Synopsis: The (presumably auto-biographical) story of a young gay boy trying to fit into Japanese society.
My Take: Mishima is one of those authors (like Solzenitzen or Hemmingway) whose work is made even richer by their his extraordinary personal life. A militant Japanese ultra-conservative (fascist really) martial arts aficionado, Mishima isn’t your usual suspect for a writer of subtle and ambiguous literature. What makes him even more extraordinary however is the fact that he was an openly HOMOSEXUAL, militant Japanese fascist martial arts loving author. Given the contradictions inherent in that package it’s perhaps no great surprise that Mishima ultimately killed himself by committing public Hari-kiri in protest at the modernisation of Japanese society (and arts in particular).

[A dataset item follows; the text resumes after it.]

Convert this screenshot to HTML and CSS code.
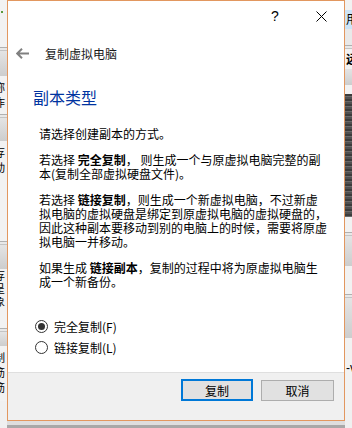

I had devoured Mishima’s most famous work, the Sea of Fertility tetralogy a few years ago and found it to be one of the most powerful works of literature I’d read. I mean this guy makes Gaberiel Garcia Marquez’s protagonists look like dilettantes. “Spring Snow” (the first book in the tetralogy), a story of fatalistic love in post-feudal Japan harnesses emotion in a positively visceral way and one of my all time favourite books (stay tuned for a long post on that one).
So, I had high hopes for “Confessions of a Mask”; hopes that were in the large part borne out. The book is one of Mishima’s earliest works (he wrote it at just 24 years of age which is mildly depressing from a personal perspective) and doesn’t have the literary polish of the Sea of Fertility.
However, the book makes up for this lack of sheen through compelling subject matter. While it lacks the literary flourish of Spring Snow, it’s extremely successful in communicating the sense of differentness and isolation a gay boy must feel. A vignette about secretly falling in love with a prince (as opposed to the princess) in a Hans Christian Anderson fairy tale was especially touching in my view. Similarly, the continuing internal conflict in the protagonist between self-preservation (wearing the mask and conforming in society) and what he terms “self-destruction” (exploring his attractions) is also particularly rending.
All in all I quite enjoyed Confessions of a Mask. It’s not brilliantly written, but the back story is more than enough to keep you interested.
My “act” has ended by becoming an integral part of my nature, I told myself. It’s no longer an act. My knowledge that I am masquerading as a normal person has even corroded whatever of normality I originally possessed, ending by making me tell myself over and over again that it too was nothing but a pretense of normality. To say it another way, I’m becoming the sort of person who can’t believe in anything except the counterfeit.